• [Problem requirements]: Each line that includes "styles" counts once; give the total and nothing besides.
>>>
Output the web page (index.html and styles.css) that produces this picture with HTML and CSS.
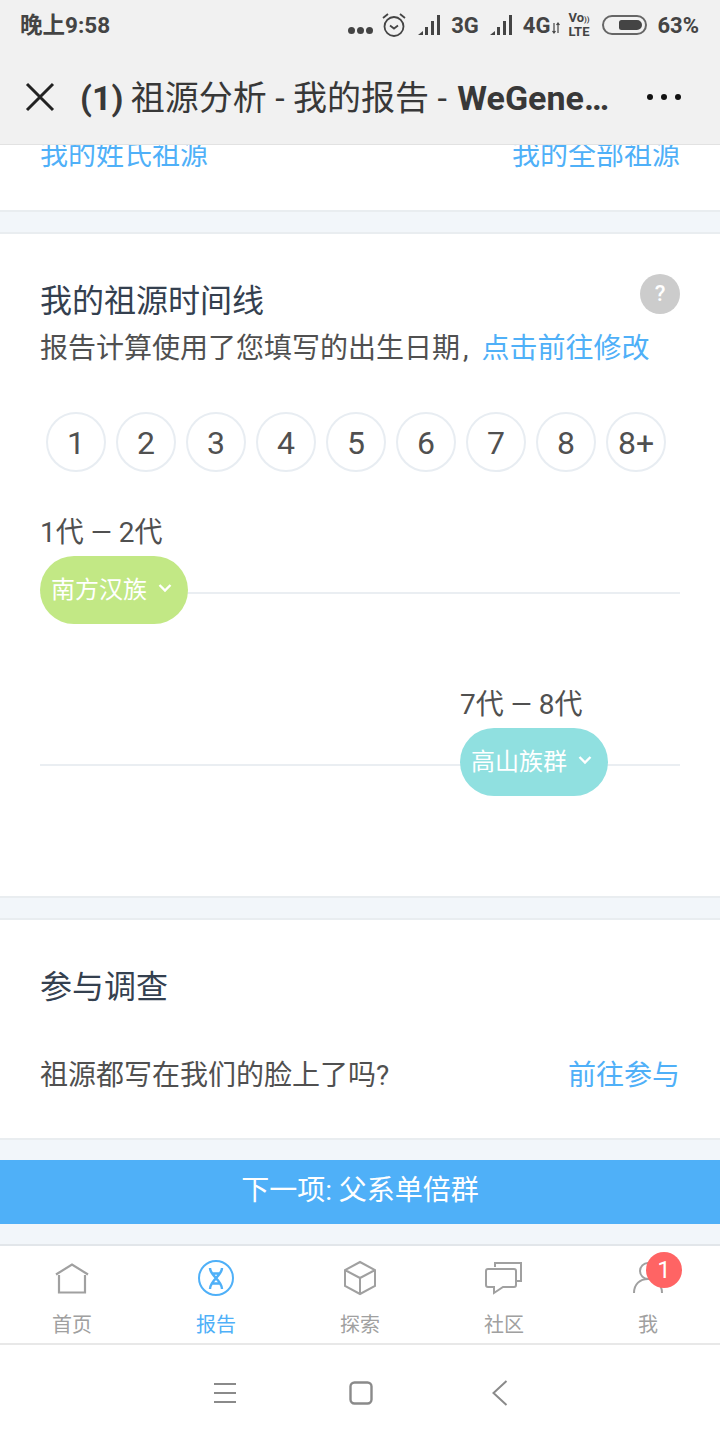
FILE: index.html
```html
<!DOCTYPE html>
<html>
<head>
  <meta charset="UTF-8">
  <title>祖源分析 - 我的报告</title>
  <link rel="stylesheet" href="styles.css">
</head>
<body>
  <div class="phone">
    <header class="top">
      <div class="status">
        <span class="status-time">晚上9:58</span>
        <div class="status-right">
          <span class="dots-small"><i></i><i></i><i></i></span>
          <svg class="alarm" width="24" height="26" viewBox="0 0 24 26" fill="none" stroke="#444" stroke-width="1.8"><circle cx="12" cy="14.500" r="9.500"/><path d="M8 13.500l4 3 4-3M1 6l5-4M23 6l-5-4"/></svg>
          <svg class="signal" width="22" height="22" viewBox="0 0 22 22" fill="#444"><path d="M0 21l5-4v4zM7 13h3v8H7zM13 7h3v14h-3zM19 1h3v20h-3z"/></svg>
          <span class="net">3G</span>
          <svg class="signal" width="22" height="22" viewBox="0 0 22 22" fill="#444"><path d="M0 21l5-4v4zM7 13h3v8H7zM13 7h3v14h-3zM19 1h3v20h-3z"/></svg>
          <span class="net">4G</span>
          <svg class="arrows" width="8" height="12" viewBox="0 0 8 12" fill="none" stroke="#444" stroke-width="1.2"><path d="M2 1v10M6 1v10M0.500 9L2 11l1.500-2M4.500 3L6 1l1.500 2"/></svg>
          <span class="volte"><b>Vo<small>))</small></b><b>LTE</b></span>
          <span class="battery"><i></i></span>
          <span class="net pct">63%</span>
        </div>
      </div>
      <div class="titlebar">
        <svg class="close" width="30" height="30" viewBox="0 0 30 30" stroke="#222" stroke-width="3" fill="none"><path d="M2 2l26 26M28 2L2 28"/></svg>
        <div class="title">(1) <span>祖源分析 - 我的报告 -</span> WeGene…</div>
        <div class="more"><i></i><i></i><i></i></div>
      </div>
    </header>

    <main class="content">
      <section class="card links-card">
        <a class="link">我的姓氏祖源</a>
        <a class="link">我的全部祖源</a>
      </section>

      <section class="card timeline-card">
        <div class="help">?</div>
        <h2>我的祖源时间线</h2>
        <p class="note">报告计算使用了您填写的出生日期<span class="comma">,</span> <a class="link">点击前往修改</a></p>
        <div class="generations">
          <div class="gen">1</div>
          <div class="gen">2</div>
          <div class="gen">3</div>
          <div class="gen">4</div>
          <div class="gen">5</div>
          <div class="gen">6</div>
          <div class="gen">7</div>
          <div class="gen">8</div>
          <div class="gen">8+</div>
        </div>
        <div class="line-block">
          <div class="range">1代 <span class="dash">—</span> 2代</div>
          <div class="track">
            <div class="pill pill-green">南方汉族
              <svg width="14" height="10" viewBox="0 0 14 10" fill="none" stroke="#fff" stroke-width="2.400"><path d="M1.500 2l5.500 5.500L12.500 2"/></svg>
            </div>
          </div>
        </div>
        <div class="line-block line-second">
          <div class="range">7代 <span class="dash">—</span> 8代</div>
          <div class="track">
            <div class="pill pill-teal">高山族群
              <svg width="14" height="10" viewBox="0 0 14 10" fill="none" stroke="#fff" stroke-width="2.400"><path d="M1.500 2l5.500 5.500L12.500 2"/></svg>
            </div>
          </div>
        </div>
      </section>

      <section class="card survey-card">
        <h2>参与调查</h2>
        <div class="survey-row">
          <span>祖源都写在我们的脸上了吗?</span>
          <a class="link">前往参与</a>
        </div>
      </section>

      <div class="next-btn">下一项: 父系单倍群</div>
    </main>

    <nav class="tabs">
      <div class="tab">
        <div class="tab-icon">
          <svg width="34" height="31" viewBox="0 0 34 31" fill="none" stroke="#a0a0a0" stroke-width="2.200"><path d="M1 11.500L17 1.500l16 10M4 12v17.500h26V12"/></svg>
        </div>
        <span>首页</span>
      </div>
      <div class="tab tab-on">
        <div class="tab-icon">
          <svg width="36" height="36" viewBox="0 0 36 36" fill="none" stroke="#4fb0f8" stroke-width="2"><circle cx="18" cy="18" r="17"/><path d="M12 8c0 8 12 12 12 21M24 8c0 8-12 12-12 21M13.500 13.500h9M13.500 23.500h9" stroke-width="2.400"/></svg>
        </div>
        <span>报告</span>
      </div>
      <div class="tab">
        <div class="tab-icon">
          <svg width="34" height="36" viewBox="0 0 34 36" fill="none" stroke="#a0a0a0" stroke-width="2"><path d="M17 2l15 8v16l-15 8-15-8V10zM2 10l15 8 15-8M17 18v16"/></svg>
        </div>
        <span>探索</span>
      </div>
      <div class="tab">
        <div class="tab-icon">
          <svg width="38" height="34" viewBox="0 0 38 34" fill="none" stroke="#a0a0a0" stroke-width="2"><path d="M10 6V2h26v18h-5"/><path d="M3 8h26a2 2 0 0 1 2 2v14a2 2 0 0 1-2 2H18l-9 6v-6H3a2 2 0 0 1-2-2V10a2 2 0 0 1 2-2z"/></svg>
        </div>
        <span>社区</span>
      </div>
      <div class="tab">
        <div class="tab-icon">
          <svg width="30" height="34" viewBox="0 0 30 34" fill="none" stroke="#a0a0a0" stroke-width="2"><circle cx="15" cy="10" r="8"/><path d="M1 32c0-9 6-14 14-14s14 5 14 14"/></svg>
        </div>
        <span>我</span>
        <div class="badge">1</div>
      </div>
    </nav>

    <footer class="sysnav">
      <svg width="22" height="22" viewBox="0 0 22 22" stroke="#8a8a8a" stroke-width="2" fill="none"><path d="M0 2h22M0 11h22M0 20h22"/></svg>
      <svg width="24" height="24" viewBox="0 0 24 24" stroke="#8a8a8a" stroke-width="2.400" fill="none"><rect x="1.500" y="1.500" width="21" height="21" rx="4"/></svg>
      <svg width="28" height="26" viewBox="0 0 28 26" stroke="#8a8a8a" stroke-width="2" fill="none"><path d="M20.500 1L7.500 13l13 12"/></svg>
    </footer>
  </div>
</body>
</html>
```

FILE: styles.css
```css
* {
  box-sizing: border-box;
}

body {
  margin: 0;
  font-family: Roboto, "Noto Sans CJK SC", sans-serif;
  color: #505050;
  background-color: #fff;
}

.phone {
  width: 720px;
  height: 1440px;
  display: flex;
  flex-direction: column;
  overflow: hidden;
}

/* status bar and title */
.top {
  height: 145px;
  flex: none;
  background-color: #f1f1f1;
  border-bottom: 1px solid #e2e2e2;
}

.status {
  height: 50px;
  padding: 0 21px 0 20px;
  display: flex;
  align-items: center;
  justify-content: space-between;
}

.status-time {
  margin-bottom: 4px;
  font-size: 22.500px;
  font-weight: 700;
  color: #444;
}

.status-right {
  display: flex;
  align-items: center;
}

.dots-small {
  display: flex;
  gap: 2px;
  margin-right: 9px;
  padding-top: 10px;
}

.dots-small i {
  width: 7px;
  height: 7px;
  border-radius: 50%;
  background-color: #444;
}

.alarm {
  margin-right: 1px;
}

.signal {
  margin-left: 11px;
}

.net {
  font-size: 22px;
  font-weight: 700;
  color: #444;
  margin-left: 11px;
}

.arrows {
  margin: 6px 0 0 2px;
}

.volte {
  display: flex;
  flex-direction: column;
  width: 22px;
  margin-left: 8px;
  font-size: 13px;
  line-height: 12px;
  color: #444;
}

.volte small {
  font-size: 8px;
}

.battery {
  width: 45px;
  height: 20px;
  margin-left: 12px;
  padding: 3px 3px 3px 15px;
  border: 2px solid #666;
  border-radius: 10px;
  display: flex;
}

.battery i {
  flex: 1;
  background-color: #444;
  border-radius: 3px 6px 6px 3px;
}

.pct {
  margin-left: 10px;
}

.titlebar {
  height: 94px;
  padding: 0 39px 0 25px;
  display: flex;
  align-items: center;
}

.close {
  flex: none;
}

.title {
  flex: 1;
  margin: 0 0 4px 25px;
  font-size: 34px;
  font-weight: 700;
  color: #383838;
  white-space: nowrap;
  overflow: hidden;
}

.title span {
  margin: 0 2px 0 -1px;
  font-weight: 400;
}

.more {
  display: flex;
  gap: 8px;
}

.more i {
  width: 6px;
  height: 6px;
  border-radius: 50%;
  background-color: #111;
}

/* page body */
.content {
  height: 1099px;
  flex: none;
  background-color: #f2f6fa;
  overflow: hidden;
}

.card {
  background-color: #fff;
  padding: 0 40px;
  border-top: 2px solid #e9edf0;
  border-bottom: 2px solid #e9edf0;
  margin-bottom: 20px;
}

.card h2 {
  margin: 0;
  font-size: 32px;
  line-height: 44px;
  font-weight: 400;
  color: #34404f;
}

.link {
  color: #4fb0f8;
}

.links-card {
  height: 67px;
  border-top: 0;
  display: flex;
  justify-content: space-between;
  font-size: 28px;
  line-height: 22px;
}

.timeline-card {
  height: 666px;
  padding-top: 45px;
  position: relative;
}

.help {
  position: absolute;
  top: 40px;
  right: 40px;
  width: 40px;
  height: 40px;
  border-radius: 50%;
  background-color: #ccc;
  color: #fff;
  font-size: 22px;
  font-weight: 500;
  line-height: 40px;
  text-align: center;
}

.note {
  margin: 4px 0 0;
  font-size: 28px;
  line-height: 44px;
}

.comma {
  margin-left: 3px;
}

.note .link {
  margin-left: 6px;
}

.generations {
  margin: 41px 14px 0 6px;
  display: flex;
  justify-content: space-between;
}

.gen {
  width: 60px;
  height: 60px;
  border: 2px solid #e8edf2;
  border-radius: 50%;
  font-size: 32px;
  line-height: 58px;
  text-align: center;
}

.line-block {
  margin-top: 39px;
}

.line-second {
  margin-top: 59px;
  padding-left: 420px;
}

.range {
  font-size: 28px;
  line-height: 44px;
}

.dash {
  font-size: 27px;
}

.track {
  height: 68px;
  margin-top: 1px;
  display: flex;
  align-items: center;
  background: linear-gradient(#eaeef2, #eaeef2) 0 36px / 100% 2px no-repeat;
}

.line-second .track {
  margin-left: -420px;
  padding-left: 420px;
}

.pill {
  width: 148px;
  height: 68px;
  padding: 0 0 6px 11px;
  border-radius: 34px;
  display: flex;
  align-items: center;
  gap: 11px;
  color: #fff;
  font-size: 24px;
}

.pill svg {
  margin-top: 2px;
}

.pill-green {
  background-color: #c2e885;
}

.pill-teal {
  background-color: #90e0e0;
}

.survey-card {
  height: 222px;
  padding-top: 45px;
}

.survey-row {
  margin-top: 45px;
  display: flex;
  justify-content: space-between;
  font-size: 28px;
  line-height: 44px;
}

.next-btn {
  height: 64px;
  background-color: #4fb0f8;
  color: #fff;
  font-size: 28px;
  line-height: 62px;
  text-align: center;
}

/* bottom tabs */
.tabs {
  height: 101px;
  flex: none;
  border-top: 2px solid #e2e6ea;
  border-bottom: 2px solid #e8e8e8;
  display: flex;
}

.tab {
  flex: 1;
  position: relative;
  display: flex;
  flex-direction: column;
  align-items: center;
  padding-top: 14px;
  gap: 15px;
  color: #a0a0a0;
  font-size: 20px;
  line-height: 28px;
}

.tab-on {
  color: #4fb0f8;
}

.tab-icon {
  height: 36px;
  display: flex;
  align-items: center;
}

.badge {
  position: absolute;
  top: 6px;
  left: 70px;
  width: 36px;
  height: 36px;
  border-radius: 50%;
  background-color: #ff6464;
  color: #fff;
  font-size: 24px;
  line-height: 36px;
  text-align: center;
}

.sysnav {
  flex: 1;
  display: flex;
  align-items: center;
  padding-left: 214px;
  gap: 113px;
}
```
<<<
• [Result of this exercise]: 3